Colombian Officials Bust Underage Prostitution Ring With Help of Filmmakers
Colombian officials rescued 55 sex-trafficking victims and announced the arrest of 11 suspects in three cities Tuesday.
Colombia worked alongside U.S. law enforcement to break up the ring that was operating in Armenia, Cartagena and Medellin, the Associated Press reported.
Officials say the sting operation has broken up the sex-trafficking ring, which forced underage boys and girls - some as young as 11 years old - into prostitution, according to the Associated Press.
On suspect has also been arrested in the U.S., for traveling to Medellin to have sex and film himself with underage prostitutes.
The prosecutor's office told AP some of the victims were drugged with ecstasy and cocaine.
One 11-year-old girl told the U.S. Immigration and Customs Enforcement agency she was sold for $1,000 because she was a virgin.
The ring operated out of clandestine sites and massage parlors, and relied on taxi drivers to bring in foreign clients looking for underage sex, prosecutors told AP.

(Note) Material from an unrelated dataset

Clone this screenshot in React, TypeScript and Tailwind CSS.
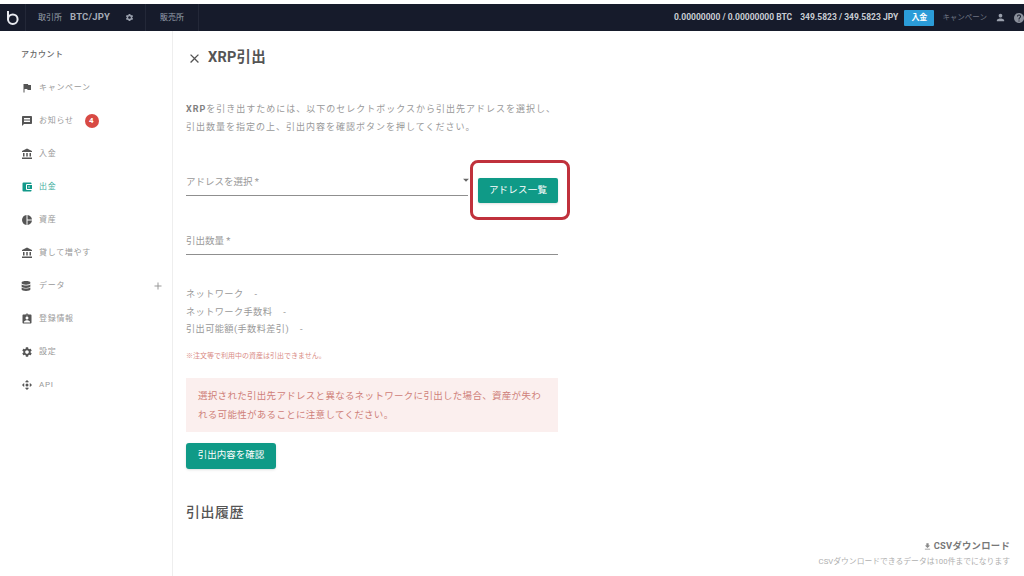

Two U.S. nonprofit groups dedicated to stopping sexual exploitation of children, Breaking Chains and Underground Railroad, also assisted with the case.
Tim Ballard, the founder of Underground Railroad, was part of a sting operation that caught an alleged sex trafficker named Marcus Bronschidle on video bartering over the price of sex with young girls, The Blaze reported.
Ballard, a former CIA agent and former U.S.Homeland Security investigator specializing in child sex trafficking cases, told The Blaze his dedication sparked from his time working for the U.S. government and being unable to help the children who were not U.S. cases.
A group of filmmakers, led by Chet Thomas and Darrin Fletcher, were also involved by laying out a plan that caught the sex-trafficking suspects on tape, ABC reported.
They created a "bachelor party" and had hidden cameras to gather evidence for authorities.
Ballards team set up a house to look like a teenager's birthday party, so that traffickers would not seem odd bringing young girls into the house, and waited to catch traffickers exchanging money on the undercover cameras.
Colombian authorities quietly hid, waiting for Ballard's signal to bust the party.
All the victims are with Colombia's child protection agency, and the Colombian suspects face five to 20 years imprisonment if convicted.
There was no information about what will happen to the U.S. suspect.